Fortunately remedies exist for employers who want to take a get tough stand with those who make frequent personal use of work computers. While there are many federal and state laws, which provide some restrictions on what employers can do, computer monitoring is generally permitted for legitimate business reasons to protect the interests of the company. An example of this is in the case of an employers who seeks to prevent employees from openly viewing sexual explicit Web sites or posting lewd jokes on a on-line company bulletin board. This type of behavior could lead to a “hostile work environment” sexual harassment claim – which has the potential to exact an enormous financial and emotional burden on the company


So what can be done to curb the personal use of computers by employees at work? Below are several suggestions to point you in the right direction:

1. Establish A Policy: Employers that plan to monitor employee personal use of computers should begin by formulating a policy with the help of a competent employment law attorney. This step will go a long way towards establishing a legitimate business purpose for the monitoring that will take place and diminish any expectations of privacy an employee may have regarding their use of the Internet, computer files, electronic mail and other computer systems. This policy should be contained in the employee handbook and all employees should sign a consent form when they receive computer privileges at work.

2. Ensure Employee Awareness: Employees should be regularly reminded that the computer systems and software applications they are using are company property and should be used for business purposes only.
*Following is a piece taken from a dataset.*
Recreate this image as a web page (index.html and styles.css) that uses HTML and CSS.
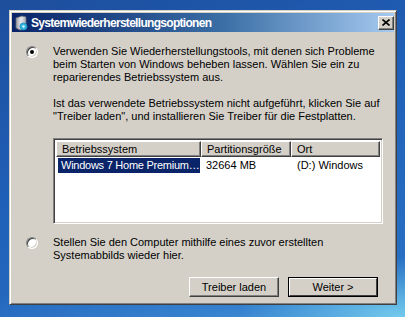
FILE: index.html
```html
<!DOCTYPE html>
<html lang="de">
<head>
<meta charset="utf-8">
<link rel="stylesheet" href="styles.css">
</head>
<body>
<div class="desktop">
  <div class="window">
    <div class="titlebar">
      <svg class="ticon" width="14" height="16" viewBox="0 0 14 16">
        <defs>
          <linearGradient id="dg" x1="0" x2="1" y1="0" y2="0">
            <stop offset="0" stop-color="#9a9ea6"/>
            <stop offset="0.5" stop-color="#e6e8ec"/>
            <stop offset="1" stop-color="#a8acb4"/>
          </linearGradient>
        </defs>
        <path d="M2 3 L8 1 L12 2 L12 14 L6 15 L2 13 Z" fill="url(#dg)" stroke="#6b6f78" stroke-width="0.8"/>
        <circle cx="9.5" cy="11.5" r="3.6" fill="#2fb4e0" stroke="#1a7fb0" stroke-width="0.6"/>
        <circle cx="9.5" cy="11.5" r="1.2" fill="#d8f4ff"/>
      </svg>
      <span class="ttext">Systemwiederherstellungsoptionen</span>
      <span class="close">
        <svg width="8" height="7" viewBox="0 0 8 7"><path d="M0.5 0.5 L7.5 6.5 M7.5 0.5 L0.5 6.5" stroke="#000" stroke-width="1.6"/></svg>
      </span>
    </div>
    <div class="body">
      <div class="option">
        <span class="radio checked"></span>
        <div class="otext">
          <p>Verwenden Sie Wiederherstellungstools, mit denen sich Probleme<br>beim Starten von Windows beheben lassen. Wählen Sie ein zu<br>reparierendes Betriebssystem aus.</p>
          <p class="p2">Ist das verwendete Betriebssystem nicht aufgeführt, klicken Sie auf<br>"Treiber laden", und installieren Sie Treiber für die Festplatten.</p>
          <div class="list">
            <div class="lhead">
              <span class="hc c1">Betriebssystem</span>
              <span class="hc c2">Partitionsgröße</span>
              <span class="hc c3">Ort</span>
            </div>
            <div class="lrow">
              <span class="rc c1"><span class="sel">Windows 7 Home Premium…</span></span>
              <span class="rc c2">32664 MB</span>
              <span class="rc c3">(D:) Windows</span>
            </div>
          </div>
        </div>
      </div>
      <div class="option opt2">
        <span class="radio"></span>
        <div class="otext">
          <p>Stellen Sie den Computer mithilfe eines zuvor erstellten<br>Systemabbilds wieder hier.</p>
        </div>
      </div>
      <div class="buttons">
        <span class="btn">Treiber laden</span>
        <span class="btn default"><span class="bin">Weiter &gt;</span></span>
      </div>
    </div>
  </div>
</div>
</body>
</html>
```
FILE: styles.css
```css
html, body { margin: 0; padding: 0; }
body {
  width: 405px; height: 317px; overflow: hidden;
  font-family: "Liberation Sans", Arial, sans-serif;
  font-size: 11px;
}
.desktop {
  width: 405px; height: 317px; box-sizing: border-box;
  padding: 10px 0 0 9px;
  background:
    radial-gradient(ellipse 160px 60px at 400px 317px, rgba(120,210,240,0.9), rgba(120,210,240,0) 100%),
    radial-gradient(ellipse 300px 40px at 250px 317px, rgba(70,150,220,0.6), rgba(70,150,220,0) 100%),
    linear-gradient(160deg, #1d4e9c 0%, #2060b8 45%, #2a74c6 100%);
}
.window {
  width: 388px; height: 295px; box-sizing: border-box;
  background: #d4d0c8;
  border: 1px solid; border-color: #d4d0c8 #404040 #404040 #d4d0c8;
  box-shadow: inset 1px 1px #fff, inset -1px -1px #808080;
  padding: 2px;
  display: flex; flex-direction: column;
}
.titlebar {
  height: 19px; flex: none;
  background: linear-gradient(90deg, #0a246a 0%, #3a6ea5 55%, #a6caf0 100%);
  display: flex; align-items: center;
  padding: 0 0 0 2px;
}
.ticon { flex: none; margin-right: 3px; margin-top: 1px; }
.ttext {
  color: #fff; font-weight: bold; font-size: 12px;
  font-family: "Liberation Sans", Arial, sans-serif; letter-spacing: -0.7px;
  flex: 1;
}
.close {
  width: 16px; height: 14px; box-sizing: border-box;
  background: #d4d0c8;
  border: 1px solid; border-color: #fff #404040 #404040 #fff;
  box-shadow: inset -1px -1px #808080;
  display: flex; align-items: center; justify-content: center;
  padding: 0 1px 1px 0;
}
.close svg { display: block; }
.body {
  flex: 1; padding: 13px 0 0 14px;
  display: flex; flex-direction: column;
}
.option { display: flex; gap: 15px; }
.radio {
  width: 12px; height: 12px; flex: none; box-sizing: border-box;
  border-radius: 50%;
  background: #fff;
  border: 1px solid; border-color: #808080 #fff #fff #808080;
  box-shadow: inset 1px 1px #404040, inset -1px -1px #d4d0c8;
  margin-top: 1px;
  position: relative;
}
.radio.checked::after {
  content: ""; position: absolute; left: 3px; top: 3px;
  width: 4px; height: 4px; border-radius: 50%; background: #000;
}
.otext { width: 330px; color: #000; }
.otext p { margin: 0; line-height: 13px; }
.p2 { margin-top: 13px !important; }
.list {
  margin-top: 15px;
  height: 86px; box-sizing: border-box;
  background: #fff;
  border: 1px solid; border-color: #808080 #fff #fff #808080;
  box-shadow: inset 1px 1px #404040, inset -1px -1px #d4d0c8;
  padding: 2px 2px 0 2px;
}
.lhead { display: flex; height: 16px; }
.hc {
  box-sizing: border-box; height: 16px;
  background: #d4d0c8;
  border: 1px solid; border-color: #fff #404040 #404040 #fff;
  box-shadow: inset -1px -1px #808080;
  padding: 0 0 0 5px; line-height: 14px;
  white-space: nowrap; overflow: hidden;
}
.c1 { width: 145px; }
.c2 { width: 90px; }
.c3 { width: 90px; flex: 1; }
.lrow { display: flex; height: 16px; margin-top: 1px; }
.rc { box-sizing: border-box; line-height: 15px; padding-left: 6px; white-space: nowrap; }
.lrow .c1 { padding-left: 2px; }
.sel {
  display: block; background: #0a246a; color: #fff; padding-left: 3px;
  height: 15px; width: 142px; box-sizing: border-box;
  letter-spacing: -0.25px; overflow: hidden;
}
.lrow .c2 { padding-left: 5px; }
.lrow .c3 { padding-left: 6px; }
.opt2 { margin-top: 12px; }
.buttons {
  display: flex; justify-content: flex-end; gap: 9px;
  padding-right: 16px; margin-top: 15px;
}
.btn {
  width: 90px; height: 20px; box-sizing: border-box;
  background: #d4d0c8;
  border: 1px solid; border-color: #fff #404040 #404040 #fff;
  box-shadow: inset -1px -1px #808080;
  display: flex; align-items: center; justify-content: center;
  font-size: 11px;
}
.btn.default {
  border: 1px solid #000; box-shadow: none; padding: 0;
}
.bin {
  width: 100%; height: 100%; box-sizing: border-box;
  border: 1px solid; border-color: #fff #404040 #404040 #fff;
  display: flex; align-items: center; justify-content: center;
}
```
They should also be made aware of the fact that the primary purpose behind the company monitoring activities is not only to protect the confidentiality and integrity of the system but also to ensure a more productive and profitable work environment.

3. Set Up A Monitoring Service: Often the most important step that a business can take is to establish an Internet monitoring service through a technology service provider, which logs employee computer activity 24/7. A number of these service packets offer easily assessable online reports, which identify users by computer name, provides trends reports, and identifies the types of Internet content being accessed. It is also recommended that a company consider adding a File Transfer monitoring component given the growing number of employees involved with transferring proprietary information to locations external to the company. The cost of this type of service: $10-$50 per computer, per month. That’s less than the cost of a latte per day!

While monitoring services may be viewed by some as intrusive and inconsistent with prevailing privacy laws, the goal is simple: to ensure that every employee is productive in their work while protecting the company’s IT infrastructure from threats that could compromise the system. Over time many companies increasingly see this as an important strategic tool in their quest for long term profitability and sustainability.